Managing the green premium in procurement
Many companies that have attained sustainability brand equity charge a “green premium” for their products and services. These premiums may reflect underlying costs of new sustainable technologies and solutions, but sometimes they are only a result of the market perception. As enterprises transition to purchasing sustainable products and services, it is the CPO’s role to minimize these green premiums and drive competition in sustainable markets.
To drive down green premiums, CPOs must understand the cost factors that drive final price and develop sourcing strategies to drive down costs. These strategies include leveraging supplier collaboration for innovation, complexity reduction and strategic alliances.
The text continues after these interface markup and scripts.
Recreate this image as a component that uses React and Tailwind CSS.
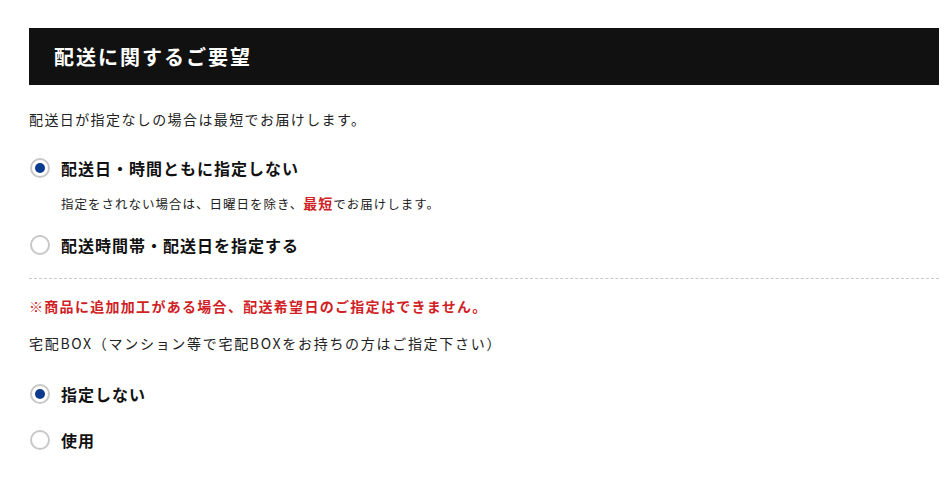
import React, { useState } from "react";

const font = { fontFamily: '"Noto Sans CJK JP", "Noto Sans", sans-serif' };

function Radio({ checked, onClick, children }) {
    return (
        <label className="flex h-[28px] cursor-pointer items-center" onClick={onClick}>
            <span className="ml-[1px] flex h-[20px] w-[20px] items-center justify-center rounded-full border-2 border-[#c8c8c8] bg-white">
                {checked && <span className="h-[10px] w-[10px] rounded-full bg-[#0b3a8f]"></span>}
            </span>
            <span className="ml-[11px] text-[16px] font-bold tracking-[1px] text-[#111]">{children}</span>
        </label>
    );
}

function App() {
    const [delivery, setDelivery] = useState("none");
    const [box, setBox] = useState("none");

    return (
        <div className="min-h-[484px] bg-white" style={font}>
            <div className="w-[910px] pl-[29px] pt-[28px] box-content">
                <div className="flex h-[57px] items-center bg-[#111111] pl-[25px]">
                    <h2 className="text-[20px] font-bold tracking-[2px] text-white">配送に関するご要望</h2>
                </div>

                <p className="mt-[22px] text-[14px] leading-[24px] tracking-[1.4px] text-[#222]">
                    配送日が指定なしの場合は最短でお届けします。
                </p>

                <div className="mt-[23px]">
                    <Radio checked={delivery === "none"} onClick={() => setDelivery("none")}>
                        配送日・時間ともに指定しない
                    </Radio>
                </div>
                <p className="mt-[11px] pl-[32px] text-[12.5px] leading-[20px] tracking-[1px] text-[#222]">
                    指定をされない場合は、日曜日を除き、
                    <span className="text-[14px] font-bold text-[#d01f26]">最短</span>
                    でお届けします。
                </p>
                <div className="mt-[17px]">
                    <Radio checked={delivery === "set"} onClick={() => setDelivery("set")}>
                        配送時間帯・配送日を指定する
                    </Radio>
                </div>

                <div className="mt-[19px] border-t border-dashed border-[#c8c8c8]"></div>

                <p className="mt-[15px] text-[14px] font-bold leading-[24px] tracking-[1.3px] text-[#d01f26]">
                    ※商品に追加加工がある場合、配送希望日のご指定はできません。
                </p>
                <p className="mt-[13px] text-[14px] leading-[24px] tracking-[1.7px] text-[#222]">
                    宅配BOX（マンション等で宅配BOXをお持ちの方はご指定下さい）
                </p>

                <div className="mt-[25px]">
                    <Radio checked={box === "none"} onClick={() => setBox("none")}>
                        指定しない
                    </Radio>
                </div>
                <div className="mt-[18px]">
                    <Radio checked={box === "use"} onClick={() => setBox("use")}>
                        使用
                    </Radio>
                </div>
            </div>
        </div>
    );
}

export default App;
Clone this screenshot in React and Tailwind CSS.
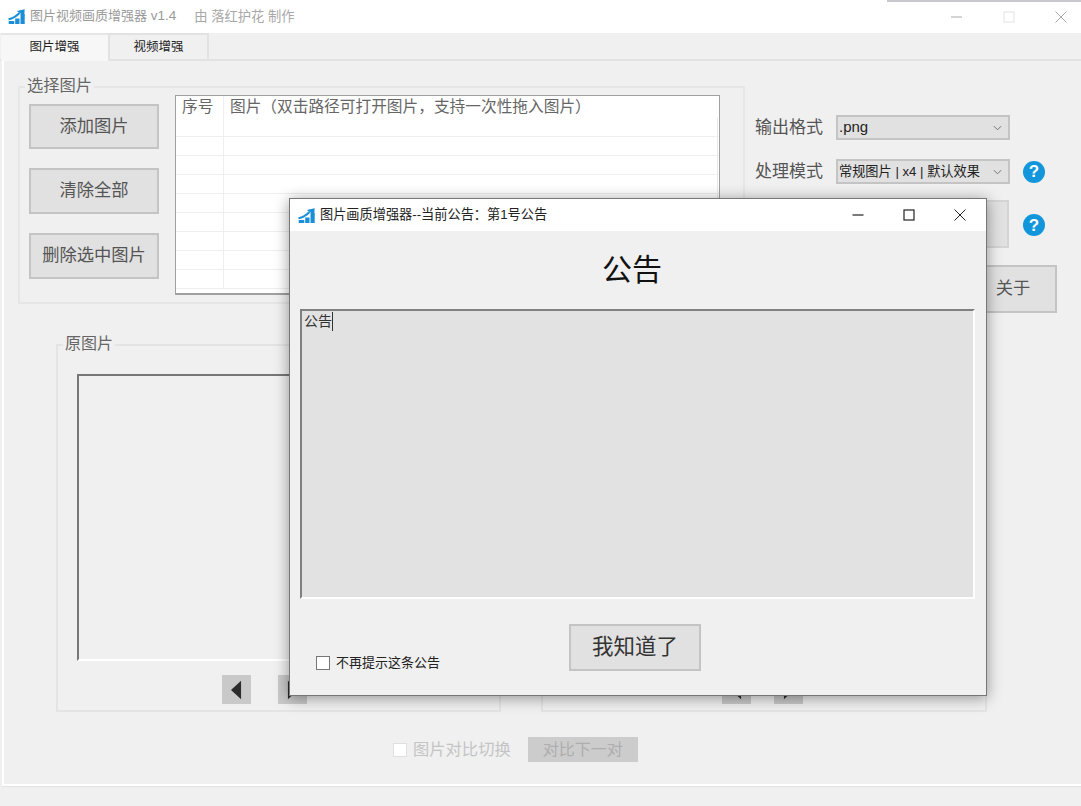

The CPO’s success will increasingly be measured by how well they develop alliances and collaboratively innovate to develop affordable sustainable products and services.
Supplier development to meet sustainability targets
In assessing company sustainability programs, I have often seen companies forget that their success is intrinsically tied to that of their suppliers. In the transition to Industry 4.0 for example, many companies have implemented leading tools to provide real-time visibility and intelligence — but their success is often hampered by bottleneck suppliers, many of whom are still operating on legacy systems with little visibility to their upstream or downstream supply chain.
To be successful in driving sustainability in their own enterprises, CPOs must also partner with suppliers to drive their downstream sustainability. In Scope 3 emissions for example, suppliers feel like they keep getting the short end of the stick by being instructed to reduce their emissions without any direction or help. Small suppliers especially struggle with how to effectively meet Scope 3 emissions reduction goals without the resources needed to understand their footprint.
It is incumbent on CPOs to ensure suppliers have the support they need to meet company emissions reduction targets and other sustainability targets by working collaboratively, for example in specifications management.